_Exercise requirements_: Every line containing the word "this" needs to be found and copied.

────

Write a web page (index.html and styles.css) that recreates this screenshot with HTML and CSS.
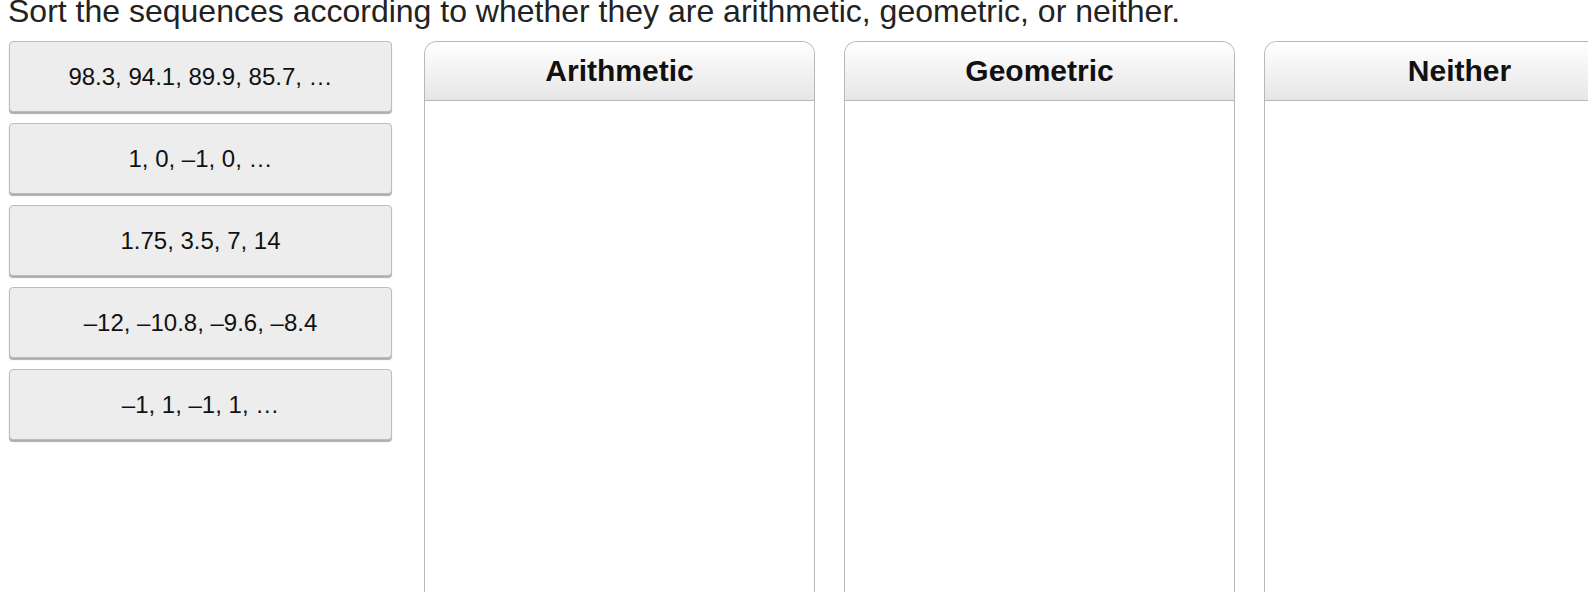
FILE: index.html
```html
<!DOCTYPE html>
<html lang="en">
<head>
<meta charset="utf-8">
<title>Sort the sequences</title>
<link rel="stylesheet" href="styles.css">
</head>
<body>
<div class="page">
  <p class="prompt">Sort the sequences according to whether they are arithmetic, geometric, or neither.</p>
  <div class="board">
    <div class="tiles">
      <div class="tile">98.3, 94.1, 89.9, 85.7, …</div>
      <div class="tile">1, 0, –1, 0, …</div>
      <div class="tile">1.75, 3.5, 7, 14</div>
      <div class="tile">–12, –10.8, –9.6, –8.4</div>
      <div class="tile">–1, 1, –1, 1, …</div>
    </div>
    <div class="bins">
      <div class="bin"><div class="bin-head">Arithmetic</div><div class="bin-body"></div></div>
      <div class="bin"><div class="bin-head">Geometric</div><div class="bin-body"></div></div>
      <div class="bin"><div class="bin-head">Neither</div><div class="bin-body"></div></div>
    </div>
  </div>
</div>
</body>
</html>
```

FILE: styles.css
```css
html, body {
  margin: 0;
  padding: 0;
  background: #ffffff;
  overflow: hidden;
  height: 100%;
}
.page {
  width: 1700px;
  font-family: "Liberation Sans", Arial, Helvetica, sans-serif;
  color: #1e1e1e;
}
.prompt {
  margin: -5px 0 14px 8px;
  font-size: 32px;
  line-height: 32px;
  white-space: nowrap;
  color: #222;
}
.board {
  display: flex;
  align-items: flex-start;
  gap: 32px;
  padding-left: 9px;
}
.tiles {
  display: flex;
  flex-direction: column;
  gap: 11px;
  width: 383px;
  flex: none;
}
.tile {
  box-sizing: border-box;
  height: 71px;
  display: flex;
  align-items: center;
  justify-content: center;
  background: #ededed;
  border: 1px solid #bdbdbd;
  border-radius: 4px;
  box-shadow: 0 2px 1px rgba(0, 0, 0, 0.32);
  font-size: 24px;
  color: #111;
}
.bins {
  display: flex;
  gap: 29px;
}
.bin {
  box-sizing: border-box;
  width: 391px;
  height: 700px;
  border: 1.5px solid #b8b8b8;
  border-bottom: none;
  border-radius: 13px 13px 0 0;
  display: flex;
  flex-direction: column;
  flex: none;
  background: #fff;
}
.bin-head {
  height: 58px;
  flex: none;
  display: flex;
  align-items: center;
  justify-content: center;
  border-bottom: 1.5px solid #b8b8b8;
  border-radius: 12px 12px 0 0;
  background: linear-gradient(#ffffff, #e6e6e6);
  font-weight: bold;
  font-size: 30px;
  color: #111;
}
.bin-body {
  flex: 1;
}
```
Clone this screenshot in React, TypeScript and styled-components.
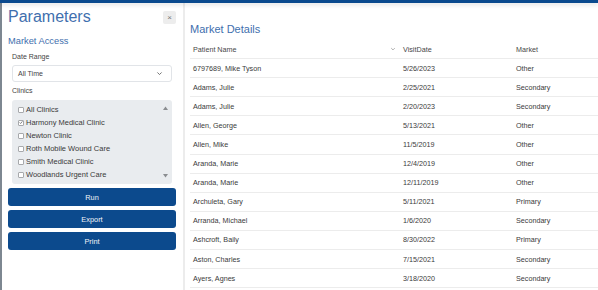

────

_Written response_:
Write a web page (index.html and styles.css) that recreates this screenshot with HTML and CSS.
Clone this screenshot in React, TypeScript and styled-components.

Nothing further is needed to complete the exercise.